Aim of the exercise:
Copy out each line that has "React" in it.
======== Entries provided ========
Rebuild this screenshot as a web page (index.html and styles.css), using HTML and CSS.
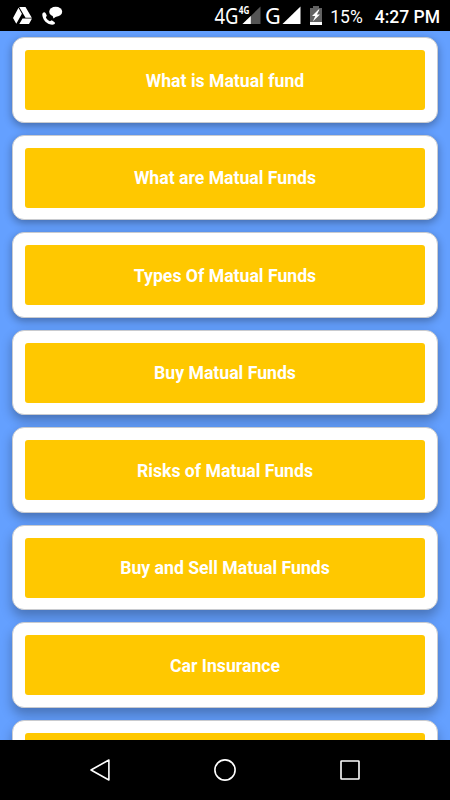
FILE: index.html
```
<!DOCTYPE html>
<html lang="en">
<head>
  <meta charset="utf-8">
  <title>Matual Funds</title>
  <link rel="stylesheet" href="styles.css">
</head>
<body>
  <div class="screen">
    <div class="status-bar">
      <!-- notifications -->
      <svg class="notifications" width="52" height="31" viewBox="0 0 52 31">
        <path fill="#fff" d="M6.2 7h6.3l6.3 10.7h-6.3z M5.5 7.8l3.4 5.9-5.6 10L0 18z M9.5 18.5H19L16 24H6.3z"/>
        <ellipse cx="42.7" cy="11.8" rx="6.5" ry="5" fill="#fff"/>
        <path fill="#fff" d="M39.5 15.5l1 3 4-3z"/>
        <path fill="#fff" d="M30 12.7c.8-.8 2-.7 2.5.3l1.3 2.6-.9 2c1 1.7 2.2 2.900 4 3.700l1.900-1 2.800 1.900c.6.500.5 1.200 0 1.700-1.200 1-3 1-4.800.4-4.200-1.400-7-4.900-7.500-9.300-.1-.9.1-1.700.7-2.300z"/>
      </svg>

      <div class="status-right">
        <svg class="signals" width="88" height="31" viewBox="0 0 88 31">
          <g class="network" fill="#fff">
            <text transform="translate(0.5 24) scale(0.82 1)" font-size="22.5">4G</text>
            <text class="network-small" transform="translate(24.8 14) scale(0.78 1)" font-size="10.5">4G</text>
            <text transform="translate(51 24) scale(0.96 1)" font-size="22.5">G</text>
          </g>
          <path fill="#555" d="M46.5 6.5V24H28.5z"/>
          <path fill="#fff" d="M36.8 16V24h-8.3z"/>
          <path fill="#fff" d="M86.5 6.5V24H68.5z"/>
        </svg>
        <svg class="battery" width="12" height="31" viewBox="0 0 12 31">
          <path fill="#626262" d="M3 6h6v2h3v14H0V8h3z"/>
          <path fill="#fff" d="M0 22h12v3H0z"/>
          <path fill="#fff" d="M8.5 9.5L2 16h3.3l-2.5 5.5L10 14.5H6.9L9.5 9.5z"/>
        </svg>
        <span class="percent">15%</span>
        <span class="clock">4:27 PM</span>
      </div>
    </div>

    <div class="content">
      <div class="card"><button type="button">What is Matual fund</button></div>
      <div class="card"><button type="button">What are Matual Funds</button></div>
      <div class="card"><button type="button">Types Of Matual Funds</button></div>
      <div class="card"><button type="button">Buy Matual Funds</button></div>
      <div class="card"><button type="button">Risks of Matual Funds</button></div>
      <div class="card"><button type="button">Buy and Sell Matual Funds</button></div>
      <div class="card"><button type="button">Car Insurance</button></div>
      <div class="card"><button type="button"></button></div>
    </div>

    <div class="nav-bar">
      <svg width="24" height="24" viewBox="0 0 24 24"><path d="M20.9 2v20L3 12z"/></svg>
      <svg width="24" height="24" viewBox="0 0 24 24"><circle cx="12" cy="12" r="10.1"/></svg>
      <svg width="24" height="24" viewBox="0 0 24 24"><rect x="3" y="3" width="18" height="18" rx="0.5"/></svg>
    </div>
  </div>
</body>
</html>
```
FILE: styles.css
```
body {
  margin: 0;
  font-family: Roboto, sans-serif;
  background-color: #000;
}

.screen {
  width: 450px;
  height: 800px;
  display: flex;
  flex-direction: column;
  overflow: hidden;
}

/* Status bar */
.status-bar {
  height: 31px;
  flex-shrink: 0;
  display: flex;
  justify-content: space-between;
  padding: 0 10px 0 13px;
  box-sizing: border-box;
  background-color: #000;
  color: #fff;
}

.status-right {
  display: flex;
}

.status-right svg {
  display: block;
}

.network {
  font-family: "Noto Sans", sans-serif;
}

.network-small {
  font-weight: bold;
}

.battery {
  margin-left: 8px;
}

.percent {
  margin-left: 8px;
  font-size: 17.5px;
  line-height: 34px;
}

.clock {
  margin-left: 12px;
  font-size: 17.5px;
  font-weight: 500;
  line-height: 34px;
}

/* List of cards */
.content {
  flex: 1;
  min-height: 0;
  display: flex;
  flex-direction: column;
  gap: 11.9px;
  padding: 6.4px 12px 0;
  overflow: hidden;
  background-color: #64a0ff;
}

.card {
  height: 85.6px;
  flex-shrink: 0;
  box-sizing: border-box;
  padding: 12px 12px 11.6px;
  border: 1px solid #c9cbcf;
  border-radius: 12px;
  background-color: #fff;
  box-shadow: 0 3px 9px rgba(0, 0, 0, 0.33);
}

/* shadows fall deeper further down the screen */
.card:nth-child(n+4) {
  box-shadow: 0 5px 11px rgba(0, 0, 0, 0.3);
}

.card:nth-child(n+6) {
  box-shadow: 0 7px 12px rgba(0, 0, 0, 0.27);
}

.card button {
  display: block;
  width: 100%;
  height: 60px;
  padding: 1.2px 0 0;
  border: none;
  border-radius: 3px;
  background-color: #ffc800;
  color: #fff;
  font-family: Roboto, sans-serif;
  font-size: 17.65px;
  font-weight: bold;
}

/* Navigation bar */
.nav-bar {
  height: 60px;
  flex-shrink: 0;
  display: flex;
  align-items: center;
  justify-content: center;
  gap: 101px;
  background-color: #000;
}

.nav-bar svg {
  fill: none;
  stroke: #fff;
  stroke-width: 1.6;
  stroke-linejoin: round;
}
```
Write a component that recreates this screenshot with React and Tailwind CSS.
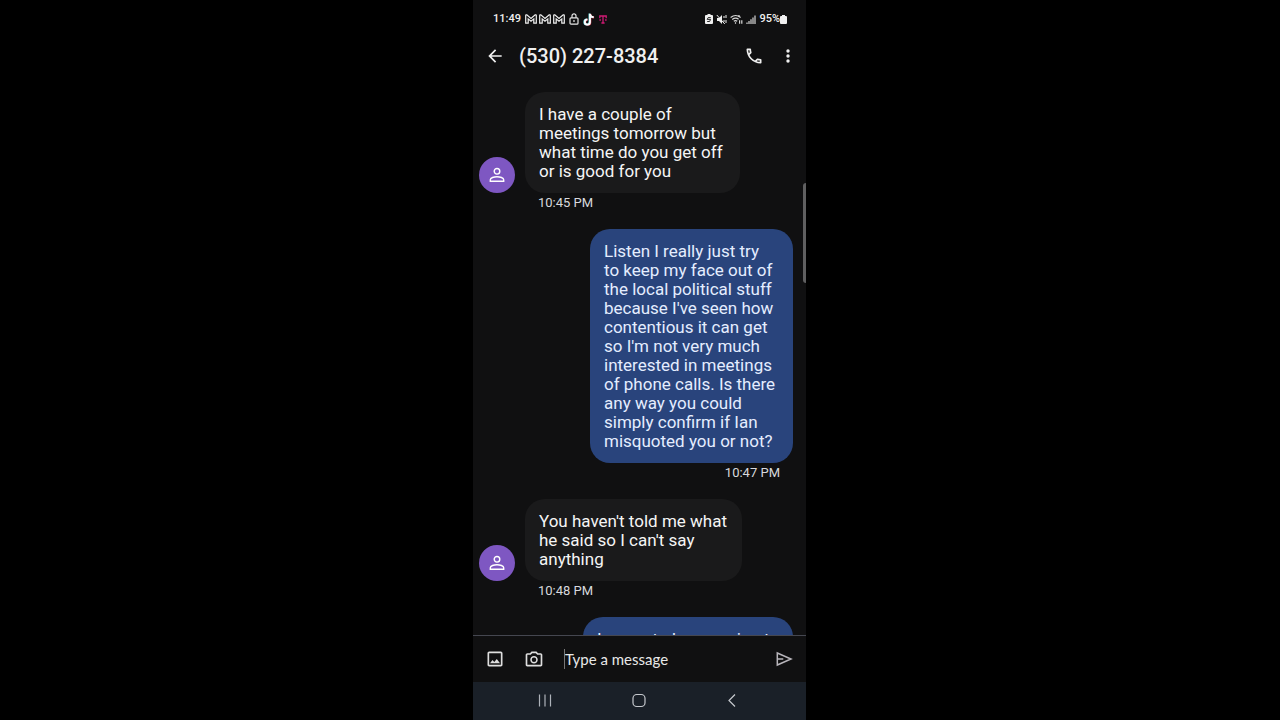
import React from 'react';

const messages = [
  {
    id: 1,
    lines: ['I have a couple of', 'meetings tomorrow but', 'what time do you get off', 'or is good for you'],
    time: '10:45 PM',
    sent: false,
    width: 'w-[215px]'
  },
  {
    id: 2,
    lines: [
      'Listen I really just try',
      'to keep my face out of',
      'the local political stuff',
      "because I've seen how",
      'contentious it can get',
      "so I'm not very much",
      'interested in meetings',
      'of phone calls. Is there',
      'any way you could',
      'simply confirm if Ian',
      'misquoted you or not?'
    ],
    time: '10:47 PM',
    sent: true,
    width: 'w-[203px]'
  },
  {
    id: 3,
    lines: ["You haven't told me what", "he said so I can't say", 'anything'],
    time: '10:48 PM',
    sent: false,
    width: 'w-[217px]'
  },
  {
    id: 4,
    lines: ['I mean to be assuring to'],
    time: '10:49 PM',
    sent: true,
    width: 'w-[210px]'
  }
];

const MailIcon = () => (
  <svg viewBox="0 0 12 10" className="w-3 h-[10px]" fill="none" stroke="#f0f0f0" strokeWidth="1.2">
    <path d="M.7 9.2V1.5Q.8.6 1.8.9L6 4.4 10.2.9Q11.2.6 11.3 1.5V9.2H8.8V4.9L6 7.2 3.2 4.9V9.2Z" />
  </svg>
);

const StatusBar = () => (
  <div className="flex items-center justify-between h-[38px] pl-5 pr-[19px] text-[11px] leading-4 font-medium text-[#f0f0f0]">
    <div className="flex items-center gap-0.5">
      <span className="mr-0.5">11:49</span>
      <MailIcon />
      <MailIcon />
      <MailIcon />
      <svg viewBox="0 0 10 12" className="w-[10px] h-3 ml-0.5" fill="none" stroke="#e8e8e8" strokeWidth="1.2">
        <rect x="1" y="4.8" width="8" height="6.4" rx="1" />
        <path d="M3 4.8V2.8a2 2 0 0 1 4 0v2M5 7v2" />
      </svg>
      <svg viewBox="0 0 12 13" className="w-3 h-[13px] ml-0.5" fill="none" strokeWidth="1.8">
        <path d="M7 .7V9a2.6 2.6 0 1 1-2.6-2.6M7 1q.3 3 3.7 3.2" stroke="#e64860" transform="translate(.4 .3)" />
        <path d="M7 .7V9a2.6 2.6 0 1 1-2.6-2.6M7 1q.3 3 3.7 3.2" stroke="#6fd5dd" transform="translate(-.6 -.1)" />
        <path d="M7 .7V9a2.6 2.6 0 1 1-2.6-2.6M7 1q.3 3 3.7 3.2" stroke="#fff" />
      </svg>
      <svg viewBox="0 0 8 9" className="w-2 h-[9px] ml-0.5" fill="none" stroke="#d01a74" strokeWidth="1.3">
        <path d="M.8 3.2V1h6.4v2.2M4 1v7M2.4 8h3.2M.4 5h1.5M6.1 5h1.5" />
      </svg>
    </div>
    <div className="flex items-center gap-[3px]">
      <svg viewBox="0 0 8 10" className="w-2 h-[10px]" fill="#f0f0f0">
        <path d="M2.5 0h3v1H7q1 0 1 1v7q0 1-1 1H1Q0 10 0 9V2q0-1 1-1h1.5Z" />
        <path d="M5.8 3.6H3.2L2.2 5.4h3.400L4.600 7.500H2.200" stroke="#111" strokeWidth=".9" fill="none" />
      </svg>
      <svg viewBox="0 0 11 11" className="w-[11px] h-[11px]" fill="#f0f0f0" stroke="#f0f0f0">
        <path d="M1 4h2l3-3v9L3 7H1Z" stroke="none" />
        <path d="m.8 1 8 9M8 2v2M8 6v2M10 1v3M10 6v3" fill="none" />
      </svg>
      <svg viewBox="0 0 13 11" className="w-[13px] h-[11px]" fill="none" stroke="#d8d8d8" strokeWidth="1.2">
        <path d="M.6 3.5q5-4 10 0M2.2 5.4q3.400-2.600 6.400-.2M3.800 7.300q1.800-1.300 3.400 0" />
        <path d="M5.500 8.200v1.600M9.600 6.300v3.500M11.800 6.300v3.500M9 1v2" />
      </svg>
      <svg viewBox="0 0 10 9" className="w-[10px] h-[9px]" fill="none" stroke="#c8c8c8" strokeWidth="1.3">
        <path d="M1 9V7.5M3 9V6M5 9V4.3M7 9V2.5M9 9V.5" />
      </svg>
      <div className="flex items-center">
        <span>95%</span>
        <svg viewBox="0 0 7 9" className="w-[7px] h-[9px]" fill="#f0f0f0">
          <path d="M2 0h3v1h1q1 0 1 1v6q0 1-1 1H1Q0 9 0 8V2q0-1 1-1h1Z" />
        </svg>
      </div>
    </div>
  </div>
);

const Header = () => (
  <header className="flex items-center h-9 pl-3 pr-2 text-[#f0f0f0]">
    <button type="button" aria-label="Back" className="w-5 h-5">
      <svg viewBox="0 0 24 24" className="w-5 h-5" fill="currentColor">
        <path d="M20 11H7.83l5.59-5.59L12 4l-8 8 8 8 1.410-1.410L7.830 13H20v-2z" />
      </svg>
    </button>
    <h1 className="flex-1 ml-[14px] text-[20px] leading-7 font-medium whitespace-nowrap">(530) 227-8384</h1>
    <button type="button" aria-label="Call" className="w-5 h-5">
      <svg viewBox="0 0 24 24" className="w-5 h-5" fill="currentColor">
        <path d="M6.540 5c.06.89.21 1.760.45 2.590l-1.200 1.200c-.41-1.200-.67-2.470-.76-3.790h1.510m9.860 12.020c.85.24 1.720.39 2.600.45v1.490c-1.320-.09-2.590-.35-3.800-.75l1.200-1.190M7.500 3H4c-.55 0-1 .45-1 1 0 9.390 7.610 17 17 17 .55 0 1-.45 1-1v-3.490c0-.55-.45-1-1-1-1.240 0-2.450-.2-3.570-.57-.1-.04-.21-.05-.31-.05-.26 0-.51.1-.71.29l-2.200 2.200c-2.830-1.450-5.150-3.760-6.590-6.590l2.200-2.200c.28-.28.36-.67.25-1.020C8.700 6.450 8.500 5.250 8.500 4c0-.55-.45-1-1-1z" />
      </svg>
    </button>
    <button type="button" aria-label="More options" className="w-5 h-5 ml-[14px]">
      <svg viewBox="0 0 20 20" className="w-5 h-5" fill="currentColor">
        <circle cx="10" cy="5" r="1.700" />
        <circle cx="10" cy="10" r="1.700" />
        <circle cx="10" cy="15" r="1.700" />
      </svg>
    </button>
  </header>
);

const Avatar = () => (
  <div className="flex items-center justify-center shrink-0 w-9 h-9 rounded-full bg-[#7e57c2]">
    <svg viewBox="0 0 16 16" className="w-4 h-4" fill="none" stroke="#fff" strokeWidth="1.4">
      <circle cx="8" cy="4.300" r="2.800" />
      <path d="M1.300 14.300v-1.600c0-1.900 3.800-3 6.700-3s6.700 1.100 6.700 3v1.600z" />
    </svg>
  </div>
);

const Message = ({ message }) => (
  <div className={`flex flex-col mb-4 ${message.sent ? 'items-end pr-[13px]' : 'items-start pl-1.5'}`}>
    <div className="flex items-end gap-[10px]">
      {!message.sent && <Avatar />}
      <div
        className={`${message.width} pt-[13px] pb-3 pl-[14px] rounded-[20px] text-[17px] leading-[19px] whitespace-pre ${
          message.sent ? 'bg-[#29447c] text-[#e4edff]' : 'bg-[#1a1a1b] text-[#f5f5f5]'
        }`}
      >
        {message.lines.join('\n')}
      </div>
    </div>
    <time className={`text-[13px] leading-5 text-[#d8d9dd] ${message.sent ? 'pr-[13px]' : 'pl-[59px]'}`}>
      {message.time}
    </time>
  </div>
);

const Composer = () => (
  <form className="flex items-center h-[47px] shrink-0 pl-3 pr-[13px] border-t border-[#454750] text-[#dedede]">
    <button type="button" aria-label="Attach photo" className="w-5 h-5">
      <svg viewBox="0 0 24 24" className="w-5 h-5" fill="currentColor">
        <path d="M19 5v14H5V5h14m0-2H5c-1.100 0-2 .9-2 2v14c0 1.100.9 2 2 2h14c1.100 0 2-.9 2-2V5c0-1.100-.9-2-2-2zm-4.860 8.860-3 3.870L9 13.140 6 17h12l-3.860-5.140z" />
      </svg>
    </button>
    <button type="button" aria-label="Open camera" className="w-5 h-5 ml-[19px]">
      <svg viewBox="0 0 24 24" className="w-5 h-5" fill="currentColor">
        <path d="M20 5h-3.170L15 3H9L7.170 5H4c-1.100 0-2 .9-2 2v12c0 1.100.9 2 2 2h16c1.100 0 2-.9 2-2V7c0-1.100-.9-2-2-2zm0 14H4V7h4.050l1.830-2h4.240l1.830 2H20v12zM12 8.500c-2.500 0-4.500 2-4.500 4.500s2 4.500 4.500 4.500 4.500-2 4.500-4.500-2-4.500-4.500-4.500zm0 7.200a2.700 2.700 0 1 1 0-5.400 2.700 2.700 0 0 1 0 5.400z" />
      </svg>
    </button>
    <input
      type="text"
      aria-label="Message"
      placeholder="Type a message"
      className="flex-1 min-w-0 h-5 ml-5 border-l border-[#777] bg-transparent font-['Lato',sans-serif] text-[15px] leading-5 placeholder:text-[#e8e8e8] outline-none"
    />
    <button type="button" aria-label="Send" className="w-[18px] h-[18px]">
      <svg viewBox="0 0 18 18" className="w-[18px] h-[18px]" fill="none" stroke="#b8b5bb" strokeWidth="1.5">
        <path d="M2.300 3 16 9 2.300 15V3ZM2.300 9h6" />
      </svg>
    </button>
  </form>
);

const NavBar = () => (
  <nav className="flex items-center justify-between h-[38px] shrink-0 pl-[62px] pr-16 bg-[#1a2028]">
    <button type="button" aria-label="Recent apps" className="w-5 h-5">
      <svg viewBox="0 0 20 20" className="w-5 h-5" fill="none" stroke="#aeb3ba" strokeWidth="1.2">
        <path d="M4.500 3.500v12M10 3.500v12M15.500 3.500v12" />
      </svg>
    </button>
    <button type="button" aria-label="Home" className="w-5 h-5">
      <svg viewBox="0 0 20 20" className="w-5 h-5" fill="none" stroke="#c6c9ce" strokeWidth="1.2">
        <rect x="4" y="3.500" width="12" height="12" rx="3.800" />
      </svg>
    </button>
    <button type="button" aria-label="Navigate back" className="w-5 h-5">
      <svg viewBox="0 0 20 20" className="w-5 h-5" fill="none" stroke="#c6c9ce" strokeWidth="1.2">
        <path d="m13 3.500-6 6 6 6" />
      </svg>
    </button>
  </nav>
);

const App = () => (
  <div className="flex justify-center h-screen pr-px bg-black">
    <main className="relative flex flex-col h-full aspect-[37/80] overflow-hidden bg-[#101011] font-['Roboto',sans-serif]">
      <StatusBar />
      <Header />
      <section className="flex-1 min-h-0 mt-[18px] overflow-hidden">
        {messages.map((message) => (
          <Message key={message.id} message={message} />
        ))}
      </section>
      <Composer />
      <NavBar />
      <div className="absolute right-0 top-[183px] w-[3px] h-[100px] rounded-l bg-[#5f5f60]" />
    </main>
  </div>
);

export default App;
========
Result for this exercise:
Write a component that recreates this screenshot with React and Tailwind CSS.
import React from 'react';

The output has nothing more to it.